Airflow to the active chilled beams is typically one-half to one-third of that required by a VAV or constant volume system at peak cooling conditions. This reduces the size of ductwork and made it possible for Peabody Hall to implement the new system with minimal changes to the building aesthetics. The chilled beams are installed flush with the ceiling and painted to match the tin tiles so that they practically disappear.

“We wanted you to be able to walk into this building and feel like you were in a 1914 school building. We did that,” said Beeler, adding that the building occupants have been delighted not only with the renovation but also the comfort.



After going through an entire cooling system, Beeler is happy to report that the system has actually surpassed their expectations in terms of humidity control. The Pinnacle unit was operated at maximum capacity throughout the first cooling season to remove all the excess moisture in the building.
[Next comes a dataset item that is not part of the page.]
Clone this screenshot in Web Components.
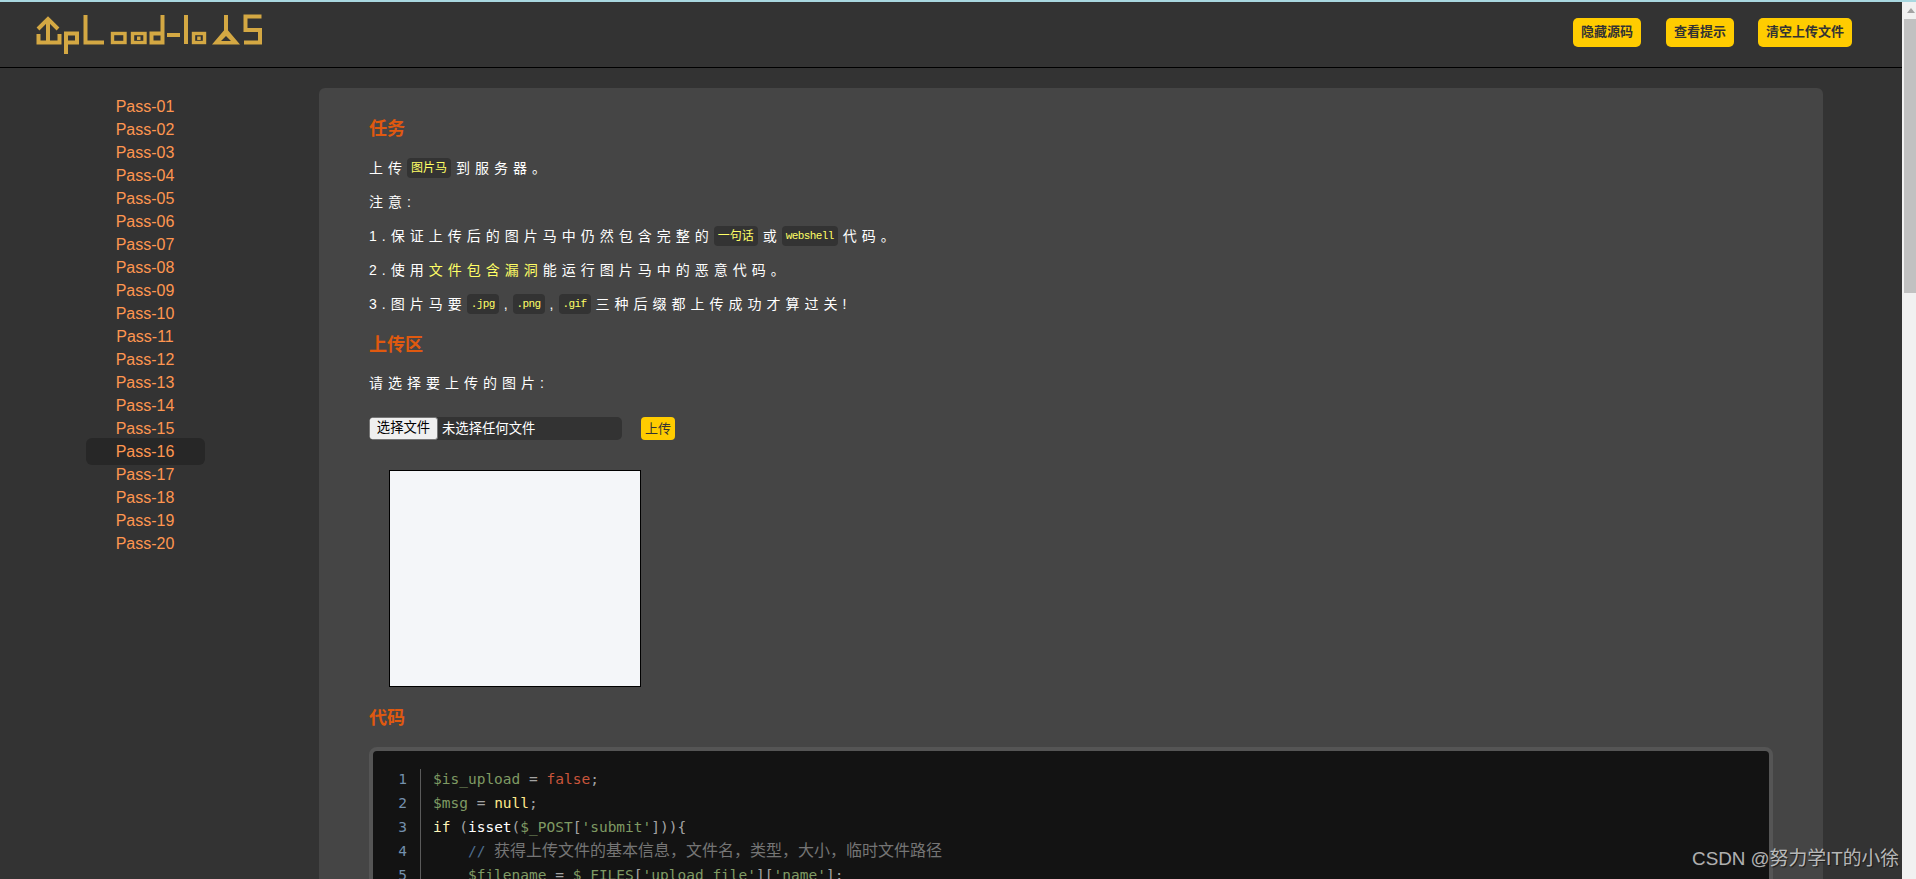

“We wanted to make sure we got all of the moisture out of the building and also deal with any infiltration through the walls and brick. We found we were able to get the humidity down to 30% to 35% for the entire building by running the unit at maximum capacity. Next year, we’ll back off that and still easily maintain 40% to 45% humidity,” said Hamid Habibi, Managing Principal for TME.

“Next year, we think we’ll be able to increase setpoints to 74°F and still maintain comfort while achieving more energy efficiency.”

However, when it comes to Peabody Hall, it was never just about the numbers. It was also about restoring a beloved campus icon and keeping an important part of the University’s history in tact. The architectural and engineering firms made that happen, and as a result, students and faculty get to experience that history every day in greater comfort than ever before.